EXERCISE TASK: Find all the lines with "this" and gather them.

GIVEN DATA:
• • •

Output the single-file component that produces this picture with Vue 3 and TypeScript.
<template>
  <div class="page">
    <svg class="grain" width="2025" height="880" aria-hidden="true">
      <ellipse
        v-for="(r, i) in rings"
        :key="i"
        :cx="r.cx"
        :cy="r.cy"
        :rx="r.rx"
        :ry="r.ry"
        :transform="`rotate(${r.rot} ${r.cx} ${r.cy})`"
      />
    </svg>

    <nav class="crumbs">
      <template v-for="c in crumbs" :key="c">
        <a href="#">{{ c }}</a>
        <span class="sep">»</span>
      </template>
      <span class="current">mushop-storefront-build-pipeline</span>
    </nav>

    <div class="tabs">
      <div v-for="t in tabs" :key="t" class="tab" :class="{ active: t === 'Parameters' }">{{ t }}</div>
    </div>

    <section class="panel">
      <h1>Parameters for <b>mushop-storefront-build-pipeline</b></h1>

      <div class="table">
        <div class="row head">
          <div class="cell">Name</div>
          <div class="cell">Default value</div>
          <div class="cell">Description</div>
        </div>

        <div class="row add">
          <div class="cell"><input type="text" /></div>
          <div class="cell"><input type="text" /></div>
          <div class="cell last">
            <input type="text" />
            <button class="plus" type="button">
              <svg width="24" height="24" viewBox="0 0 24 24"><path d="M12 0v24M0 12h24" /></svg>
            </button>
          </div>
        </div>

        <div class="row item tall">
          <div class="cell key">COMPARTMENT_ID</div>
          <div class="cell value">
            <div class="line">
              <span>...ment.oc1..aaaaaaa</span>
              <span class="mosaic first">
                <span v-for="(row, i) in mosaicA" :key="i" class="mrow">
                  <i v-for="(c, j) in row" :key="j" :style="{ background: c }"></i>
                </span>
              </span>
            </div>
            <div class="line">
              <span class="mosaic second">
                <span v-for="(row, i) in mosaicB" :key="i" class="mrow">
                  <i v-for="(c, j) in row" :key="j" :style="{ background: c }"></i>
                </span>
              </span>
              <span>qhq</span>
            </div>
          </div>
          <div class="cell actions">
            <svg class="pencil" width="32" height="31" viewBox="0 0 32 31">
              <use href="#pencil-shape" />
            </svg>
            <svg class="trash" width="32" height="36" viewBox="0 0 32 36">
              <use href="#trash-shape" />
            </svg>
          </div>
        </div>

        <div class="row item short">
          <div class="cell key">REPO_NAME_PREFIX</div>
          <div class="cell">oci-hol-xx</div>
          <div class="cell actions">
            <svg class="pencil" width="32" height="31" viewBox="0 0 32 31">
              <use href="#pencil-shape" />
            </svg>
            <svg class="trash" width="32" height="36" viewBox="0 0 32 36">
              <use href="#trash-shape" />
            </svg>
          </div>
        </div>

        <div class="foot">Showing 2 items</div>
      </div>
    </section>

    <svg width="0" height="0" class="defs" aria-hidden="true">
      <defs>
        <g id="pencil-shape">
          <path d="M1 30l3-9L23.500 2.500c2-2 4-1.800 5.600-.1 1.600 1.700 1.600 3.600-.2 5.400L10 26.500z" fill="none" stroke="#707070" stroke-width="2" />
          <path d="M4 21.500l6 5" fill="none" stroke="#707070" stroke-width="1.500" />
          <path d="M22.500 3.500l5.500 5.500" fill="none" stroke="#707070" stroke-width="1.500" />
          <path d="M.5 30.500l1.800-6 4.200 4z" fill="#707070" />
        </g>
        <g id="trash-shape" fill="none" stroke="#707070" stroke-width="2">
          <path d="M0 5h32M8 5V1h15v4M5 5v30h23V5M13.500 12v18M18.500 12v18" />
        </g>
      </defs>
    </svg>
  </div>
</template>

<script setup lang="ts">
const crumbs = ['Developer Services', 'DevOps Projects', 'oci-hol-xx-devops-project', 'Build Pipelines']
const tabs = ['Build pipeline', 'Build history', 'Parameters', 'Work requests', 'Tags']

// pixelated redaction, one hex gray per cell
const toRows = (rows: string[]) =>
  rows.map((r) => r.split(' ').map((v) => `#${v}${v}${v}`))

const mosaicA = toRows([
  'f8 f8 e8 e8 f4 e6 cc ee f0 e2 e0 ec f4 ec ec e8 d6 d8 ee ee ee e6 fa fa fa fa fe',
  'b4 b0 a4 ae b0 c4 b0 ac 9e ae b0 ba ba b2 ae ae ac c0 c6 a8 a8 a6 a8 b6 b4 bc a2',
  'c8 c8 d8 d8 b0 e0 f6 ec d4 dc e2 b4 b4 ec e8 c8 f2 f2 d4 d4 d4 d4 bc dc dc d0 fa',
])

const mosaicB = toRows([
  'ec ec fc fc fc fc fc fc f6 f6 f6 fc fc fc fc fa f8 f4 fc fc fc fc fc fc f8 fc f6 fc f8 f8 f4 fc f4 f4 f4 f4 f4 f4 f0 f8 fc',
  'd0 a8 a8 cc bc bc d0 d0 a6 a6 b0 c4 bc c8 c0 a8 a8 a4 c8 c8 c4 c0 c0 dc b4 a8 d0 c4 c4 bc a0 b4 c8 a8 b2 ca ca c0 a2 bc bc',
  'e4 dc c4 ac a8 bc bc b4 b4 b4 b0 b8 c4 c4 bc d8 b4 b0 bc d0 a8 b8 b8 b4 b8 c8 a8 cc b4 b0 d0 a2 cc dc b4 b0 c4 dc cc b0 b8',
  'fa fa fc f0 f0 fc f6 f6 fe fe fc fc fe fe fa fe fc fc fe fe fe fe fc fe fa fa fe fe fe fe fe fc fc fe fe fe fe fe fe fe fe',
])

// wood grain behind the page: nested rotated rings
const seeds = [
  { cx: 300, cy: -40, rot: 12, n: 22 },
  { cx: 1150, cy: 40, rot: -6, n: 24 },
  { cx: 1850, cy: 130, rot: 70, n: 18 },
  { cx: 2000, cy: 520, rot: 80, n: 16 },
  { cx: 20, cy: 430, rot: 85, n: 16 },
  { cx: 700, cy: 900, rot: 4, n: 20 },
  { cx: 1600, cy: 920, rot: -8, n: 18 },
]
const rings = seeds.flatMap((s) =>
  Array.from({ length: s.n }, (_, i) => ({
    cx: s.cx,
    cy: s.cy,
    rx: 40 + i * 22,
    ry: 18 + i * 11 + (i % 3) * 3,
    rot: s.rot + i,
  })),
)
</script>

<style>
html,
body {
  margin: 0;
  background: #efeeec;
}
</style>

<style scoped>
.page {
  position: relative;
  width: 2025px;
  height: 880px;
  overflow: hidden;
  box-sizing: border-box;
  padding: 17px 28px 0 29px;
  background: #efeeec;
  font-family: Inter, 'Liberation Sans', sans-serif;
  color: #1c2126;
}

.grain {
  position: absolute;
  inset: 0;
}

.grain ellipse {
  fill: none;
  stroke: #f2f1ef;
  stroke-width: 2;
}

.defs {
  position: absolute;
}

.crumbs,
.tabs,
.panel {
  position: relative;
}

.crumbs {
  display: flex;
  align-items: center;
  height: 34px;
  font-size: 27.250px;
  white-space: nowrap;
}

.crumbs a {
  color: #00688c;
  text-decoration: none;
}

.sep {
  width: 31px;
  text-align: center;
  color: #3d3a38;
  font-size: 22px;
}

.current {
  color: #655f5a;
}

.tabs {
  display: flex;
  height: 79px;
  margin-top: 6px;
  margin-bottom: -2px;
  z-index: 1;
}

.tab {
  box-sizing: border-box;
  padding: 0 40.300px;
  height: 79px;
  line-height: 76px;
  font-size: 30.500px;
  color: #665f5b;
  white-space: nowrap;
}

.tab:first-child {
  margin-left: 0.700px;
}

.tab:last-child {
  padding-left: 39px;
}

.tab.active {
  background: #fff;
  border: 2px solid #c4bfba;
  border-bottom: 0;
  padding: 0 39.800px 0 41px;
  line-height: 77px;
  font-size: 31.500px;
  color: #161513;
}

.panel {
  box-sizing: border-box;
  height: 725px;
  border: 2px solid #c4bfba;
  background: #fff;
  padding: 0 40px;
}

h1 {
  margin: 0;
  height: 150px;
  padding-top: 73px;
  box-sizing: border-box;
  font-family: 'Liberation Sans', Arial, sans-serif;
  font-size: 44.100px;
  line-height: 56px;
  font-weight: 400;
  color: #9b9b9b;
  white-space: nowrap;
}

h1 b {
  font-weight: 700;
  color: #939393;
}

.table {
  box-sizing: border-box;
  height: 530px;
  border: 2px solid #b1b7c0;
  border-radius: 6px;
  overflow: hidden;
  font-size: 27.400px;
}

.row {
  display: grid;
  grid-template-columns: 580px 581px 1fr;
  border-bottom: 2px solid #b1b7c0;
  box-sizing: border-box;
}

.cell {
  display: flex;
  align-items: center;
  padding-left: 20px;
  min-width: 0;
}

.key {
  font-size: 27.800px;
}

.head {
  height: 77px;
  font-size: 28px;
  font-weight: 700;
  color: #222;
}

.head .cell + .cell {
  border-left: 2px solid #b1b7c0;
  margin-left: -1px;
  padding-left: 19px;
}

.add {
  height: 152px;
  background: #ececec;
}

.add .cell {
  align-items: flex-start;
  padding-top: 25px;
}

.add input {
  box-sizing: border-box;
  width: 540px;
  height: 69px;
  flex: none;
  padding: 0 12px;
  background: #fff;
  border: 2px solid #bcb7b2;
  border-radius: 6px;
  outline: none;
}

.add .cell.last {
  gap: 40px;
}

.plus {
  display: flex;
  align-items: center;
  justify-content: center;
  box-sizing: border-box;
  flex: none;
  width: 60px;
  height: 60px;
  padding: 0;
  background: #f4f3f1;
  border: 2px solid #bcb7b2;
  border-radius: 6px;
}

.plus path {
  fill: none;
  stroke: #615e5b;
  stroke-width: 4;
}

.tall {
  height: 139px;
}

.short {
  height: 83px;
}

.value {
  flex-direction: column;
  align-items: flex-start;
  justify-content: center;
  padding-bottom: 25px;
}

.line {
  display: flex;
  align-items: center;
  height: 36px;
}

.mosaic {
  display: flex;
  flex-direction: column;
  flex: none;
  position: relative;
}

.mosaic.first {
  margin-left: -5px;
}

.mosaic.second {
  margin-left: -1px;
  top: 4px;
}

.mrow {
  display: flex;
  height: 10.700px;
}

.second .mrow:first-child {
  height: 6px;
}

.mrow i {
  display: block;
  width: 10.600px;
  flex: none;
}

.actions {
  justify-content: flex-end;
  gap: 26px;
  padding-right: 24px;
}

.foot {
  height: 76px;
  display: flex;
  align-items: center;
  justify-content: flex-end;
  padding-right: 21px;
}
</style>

• • •

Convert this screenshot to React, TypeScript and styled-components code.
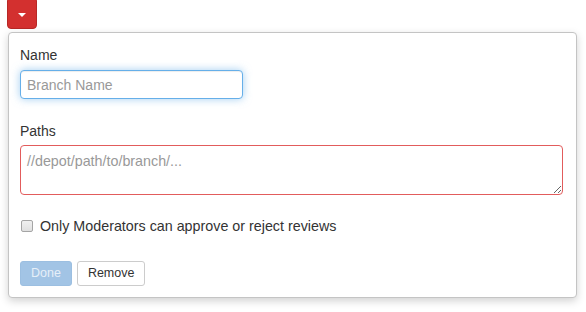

• • •

EXERCISE SOLUTION:
Output the single-file component that produces this picture with Vue 3 and TypeScript.
Convert this screenshot to React, TypeScript and styled-components code.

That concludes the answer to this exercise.